Our Urban Mobile Lab provides assistance to public water supply utilities in conserving water and reducing utility system water loss.
The Southwest Florida Water Management District Urban Mobile Lab was established to provide assistance to public water supply utilities in conserving water and in documenting and reducing water loss. Lost water is water that for whatever reason “disappears” between the time it enters the utility’s distribution system at the withdrawal point (wells, surface water sources or interconnects with other utilities) and the time it leaves the distribution system through connections (water meters). In an ideal situation, the quantity of water which enters a distribution system through its withdrawal meters would equal the quantity of water exiting the system through service meters. Unfortunately, this is not the case. For example, water main flushing, though necessary to maintain water quality, results in water loss. “Real” water loss typically results from leakage and unauthorized use (theft), or a combination of these things. “Apparent” water loss typically results from faulty meters, poor accounting for unmetered uses, or a combination of these things. Much water loss can be prevented through loss control programs.

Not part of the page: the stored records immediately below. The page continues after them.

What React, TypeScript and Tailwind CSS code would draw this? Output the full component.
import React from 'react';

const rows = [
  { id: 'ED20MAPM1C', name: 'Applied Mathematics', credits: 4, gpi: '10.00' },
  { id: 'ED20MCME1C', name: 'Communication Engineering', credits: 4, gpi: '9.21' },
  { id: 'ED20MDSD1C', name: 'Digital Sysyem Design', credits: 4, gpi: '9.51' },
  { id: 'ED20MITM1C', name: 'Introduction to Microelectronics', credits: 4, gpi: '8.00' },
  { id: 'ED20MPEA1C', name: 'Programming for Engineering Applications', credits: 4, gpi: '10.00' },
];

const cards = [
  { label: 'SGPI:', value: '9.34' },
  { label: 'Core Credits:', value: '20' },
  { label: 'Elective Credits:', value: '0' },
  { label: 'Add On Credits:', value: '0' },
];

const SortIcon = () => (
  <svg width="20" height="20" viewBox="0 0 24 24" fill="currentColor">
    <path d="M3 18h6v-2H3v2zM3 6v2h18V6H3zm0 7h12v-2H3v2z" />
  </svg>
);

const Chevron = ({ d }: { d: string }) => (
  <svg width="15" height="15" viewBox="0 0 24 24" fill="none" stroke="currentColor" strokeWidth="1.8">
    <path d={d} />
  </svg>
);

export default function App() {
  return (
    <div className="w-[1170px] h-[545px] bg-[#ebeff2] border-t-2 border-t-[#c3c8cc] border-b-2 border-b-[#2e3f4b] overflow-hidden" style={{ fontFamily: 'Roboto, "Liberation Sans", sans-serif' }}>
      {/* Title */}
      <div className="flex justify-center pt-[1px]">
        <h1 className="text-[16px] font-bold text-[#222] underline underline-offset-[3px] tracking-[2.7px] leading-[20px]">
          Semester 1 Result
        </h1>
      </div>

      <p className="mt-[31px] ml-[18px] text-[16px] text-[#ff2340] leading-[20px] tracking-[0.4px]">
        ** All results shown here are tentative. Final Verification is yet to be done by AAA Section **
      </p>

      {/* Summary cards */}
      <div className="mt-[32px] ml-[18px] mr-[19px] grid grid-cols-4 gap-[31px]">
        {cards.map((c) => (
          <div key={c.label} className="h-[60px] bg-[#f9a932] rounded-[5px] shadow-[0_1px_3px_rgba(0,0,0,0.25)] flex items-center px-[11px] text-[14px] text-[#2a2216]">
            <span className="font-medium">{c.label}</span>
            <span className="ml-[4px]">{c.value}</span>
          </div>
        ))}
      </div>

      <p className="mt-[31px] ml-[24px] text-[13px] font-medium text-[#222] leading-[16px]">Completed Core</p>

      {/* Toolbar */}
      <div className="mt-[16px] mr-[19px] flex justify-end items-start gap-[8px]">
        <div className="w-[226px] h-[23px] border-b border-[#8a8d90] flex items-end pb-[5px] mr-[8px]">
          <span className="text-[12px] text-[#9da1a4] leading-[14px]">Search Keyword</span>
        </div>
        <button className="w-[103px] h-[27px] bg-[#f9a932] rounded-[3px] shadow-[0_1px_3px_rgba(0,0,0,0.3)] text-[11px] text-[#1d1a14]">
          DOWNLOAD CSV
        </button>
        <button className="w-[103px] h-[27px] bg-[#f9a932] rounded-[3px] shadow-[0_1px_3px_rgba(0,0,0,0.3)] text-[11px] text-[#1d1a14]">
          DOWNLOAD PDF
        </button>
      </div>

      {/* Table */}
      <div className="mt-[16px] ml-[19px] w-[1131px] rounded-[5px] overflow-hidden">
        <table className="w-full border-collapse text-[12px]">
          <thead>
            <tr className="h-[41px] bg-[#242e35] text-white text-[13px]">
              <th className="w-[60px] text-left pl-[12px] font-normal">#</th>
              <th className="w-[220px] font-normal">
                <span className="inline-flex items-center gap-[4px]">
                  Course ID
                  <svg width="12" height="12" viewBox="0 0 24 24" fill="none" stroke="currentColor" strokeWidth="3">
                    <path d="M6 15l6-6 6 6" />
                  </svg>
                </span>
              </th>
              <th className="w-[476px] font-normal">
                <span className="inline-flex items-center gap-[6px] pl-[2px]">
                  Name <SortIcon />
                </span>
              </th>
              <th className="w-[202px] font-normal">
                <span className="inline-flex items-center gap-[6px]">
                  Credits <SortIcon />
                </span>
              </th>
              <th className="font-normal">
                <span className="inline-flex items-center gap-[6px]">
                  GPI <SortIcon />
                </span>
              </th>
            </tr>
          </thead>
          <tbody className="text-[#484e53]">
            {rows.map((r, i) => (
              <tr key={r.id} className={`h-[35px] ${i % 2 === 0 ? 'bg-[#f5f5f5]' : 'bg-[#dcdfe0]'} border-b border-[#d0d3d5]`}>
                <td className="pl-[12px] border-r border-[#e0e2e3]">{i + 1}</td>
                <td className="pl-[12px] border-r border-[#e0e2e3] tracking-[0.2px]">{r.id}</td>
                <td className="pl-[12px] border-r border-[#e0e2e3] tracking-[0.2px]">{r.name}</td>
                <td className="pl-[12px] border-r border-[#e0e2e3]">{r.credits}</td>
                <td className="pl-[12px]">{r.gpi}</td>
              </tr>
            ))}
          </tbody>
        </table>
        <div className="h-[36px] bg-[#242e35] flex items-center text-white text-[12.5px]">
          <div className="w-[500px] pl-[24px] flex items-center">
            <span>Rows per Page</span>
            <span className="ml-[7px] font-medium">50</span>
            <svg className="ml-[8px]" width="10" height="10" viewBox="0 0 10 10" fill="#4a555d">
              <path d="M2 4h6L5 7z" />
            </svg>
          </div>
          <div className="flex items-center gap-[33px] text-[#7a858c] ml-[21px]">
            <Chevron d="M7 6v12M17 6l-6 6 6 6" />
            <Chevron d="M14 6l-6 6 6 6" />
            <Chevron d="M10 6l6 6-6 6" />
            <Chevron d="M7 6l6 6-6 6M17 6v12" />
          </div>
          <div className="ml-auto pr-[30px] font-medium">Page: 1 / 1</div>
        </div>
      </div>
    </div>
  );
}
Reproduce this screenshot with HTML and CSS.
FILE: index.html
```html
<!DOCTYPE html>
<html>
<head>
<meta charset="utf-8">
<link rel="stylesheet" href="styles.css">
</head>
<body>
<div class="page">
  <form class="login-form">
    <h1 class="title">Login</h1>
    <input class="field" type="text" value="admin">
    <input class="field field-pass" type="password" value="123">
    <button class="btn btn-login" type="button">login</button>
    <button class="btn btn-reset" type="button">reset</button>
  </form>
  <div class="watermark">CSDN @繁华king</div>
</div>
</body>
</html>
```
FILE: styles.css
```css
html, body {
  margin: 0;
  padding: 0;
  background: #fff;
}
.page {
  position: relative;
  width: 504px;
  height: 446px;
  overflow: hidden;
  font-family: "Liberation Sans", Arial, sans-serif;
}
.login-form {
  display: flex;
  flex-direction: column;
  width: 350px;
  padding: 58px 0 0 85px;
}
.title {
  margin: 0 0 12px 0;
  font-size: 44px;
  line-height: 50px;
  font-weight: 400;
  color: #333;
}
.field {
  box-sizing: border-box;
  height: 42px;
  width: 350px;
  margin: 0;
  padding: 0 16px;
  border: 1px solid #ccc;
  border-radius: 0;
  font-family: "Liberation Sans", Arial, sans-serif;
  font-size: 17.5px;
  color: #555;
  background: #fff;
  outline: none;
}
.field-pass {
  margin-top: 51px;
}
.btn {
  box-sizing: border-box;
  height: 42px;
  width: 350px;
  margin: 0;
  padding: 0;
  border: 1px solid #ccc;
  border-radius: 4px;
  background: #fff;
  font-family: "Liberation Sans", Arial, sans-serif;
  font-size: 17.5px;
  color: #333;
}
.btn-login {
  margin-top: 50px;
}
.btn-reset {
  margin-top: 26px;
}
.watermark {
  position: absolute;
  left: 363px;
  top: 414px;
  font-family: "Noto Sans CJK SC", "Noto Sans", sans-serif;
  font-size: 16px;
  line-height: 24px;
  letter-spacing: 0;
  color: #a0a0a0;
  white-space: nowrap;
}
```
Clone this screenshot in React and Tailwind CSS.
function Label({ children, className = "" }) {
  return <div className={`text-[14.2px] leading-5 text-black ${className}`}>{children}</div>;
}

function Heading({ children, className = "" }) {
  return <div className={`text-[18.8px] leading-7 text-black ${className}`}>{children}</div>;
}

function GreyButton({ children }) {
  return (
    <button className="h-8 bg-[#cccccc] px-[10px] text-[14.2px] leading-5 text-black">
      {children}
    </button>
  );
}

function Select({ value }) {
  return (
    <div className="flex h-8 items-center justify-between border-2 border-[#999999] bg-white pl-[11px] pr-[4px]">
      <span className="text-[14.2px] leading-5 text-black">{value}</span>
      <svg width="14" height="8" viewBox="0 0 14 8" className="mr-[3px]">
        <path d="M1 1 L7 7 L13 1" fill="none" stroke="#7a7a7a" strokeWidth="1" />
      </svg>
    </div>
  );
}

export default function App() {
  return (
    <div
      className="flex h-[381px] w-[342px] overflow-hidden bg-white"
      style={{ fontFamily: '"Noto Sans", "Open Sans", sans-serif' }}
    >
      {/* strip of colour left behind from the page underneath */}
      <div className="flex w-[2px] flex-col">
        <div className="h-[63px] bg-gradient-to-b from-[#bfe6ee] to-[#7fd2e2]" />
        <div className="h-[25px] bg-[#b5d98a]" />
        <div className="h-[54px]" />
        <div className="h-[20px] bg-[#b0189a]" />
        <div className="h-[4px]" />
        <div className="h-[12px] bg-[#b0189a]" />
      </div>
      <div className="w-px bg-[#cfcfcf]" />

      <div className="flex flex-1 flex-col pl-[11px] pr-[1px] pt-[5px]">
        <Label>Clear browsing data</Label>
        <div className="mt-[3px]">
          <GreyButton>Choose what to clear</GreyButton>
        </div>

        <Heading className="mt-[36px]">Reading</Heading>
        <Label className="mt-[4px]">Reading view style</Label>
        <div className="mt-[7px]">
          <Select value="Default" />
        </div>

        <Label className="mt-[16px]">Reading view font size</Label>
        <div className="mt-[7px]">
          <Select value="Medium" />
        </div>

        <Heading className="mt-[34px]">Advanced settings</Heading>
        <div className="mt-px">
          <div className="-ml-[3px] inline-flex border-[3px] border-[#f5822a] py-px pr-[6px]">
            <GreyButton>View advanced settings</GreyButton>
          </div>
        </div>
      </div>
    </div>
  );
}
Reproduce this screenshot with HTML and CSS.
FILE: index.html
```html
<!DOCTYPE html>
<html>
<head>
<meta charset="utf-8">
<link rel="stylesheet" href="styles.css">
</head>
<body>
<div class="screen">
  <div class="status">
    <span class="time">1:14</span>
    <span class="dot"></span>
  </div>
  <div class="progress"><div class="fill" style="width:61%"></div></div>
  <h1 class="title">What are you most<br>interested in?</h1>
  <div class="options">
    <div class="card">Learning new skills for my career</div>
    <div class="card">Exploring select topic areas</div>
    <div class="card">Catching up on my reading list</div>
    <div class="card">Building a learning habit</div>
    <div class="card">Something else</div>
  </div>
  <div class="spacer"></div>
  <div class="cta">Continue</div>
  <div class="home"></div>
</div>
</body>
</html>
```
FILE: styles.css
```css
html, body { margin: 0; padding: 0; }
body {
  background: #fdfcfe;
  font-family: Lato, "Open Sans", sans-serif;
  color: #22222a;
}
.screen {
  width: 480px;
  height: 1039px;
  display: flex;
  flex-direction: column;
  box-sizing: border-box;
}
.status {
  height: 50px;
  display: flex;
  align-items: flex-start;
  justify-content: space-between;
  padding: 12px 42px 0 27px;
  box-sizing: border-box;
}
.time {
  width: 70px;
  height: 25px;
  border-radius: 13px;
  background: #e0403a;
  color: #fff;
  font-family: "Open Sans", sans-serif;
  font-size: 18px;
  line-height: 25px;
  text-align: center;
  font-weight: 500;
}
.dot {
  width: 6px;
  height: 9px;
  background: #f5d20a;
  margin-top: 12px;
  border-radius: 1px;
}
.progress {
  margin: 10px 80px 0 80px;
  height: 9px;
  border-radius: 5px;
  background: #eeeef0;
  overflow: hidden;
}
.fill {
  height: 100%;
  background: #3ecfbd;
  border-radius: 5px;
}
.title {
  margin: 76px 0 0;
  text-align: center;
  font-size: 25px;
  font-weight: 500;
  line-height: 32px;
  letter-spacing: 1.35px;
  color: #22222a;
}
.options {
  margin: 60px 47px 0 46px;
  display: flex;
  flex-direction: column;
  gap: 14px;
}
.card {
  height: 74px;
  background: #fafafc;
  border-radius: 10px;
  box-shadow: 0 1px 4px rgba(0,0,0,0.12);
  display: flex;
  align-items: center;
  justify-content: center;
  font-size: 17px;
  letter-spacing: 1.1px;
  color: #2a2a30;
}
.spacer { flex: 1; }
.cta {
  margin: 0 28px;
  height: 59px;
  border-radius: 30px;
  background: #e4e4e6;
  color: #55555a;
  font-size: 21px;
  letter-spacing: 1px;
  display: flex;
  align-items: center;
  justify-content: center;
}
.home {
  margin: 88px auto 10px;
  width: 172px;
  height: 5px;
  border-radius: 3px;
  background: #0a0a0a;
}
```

The goal of the Southwest Florida Water Management District is that all public supply utilities will reduce water loss to 10 percent or lower.
The Urban Mobile Lab offers water loss and documentation assistance to any public water supply system. Services are provided to municipal or privately-owned utilities on a no-cost basis. Private property owners are not eligible. The Urban Mobile Lab provides systematic leak detection surveys or emergency leak location services and meter testing. Urban Mobile Lab services are scheduled workloads permit. For Urban Mobile Lab assistance, contact any Community Affairs Program Manager, or contact the Conservation Projects Section in the District’s Brooksville Headquarters.
A water audit is an accounting procedure that accurately determines the amount of water loss in a water distribution system. In addition to documenting the level of water loss, a water audit may indicate what actions are necessary to reduce loss. If testing indicates that withdrawal or service meters are not accurate, a meter replacement program may reduce water loss to an acceptable level. When poor accounting for unmetered uses such as water main flushing or fire fighting is identified as a contributing factor, the utility can take steps to track the quantity of water used for these purposes. If a water audit fails to indicate the reason for water loss, an effort to locate and repair system leaks may be the best solution.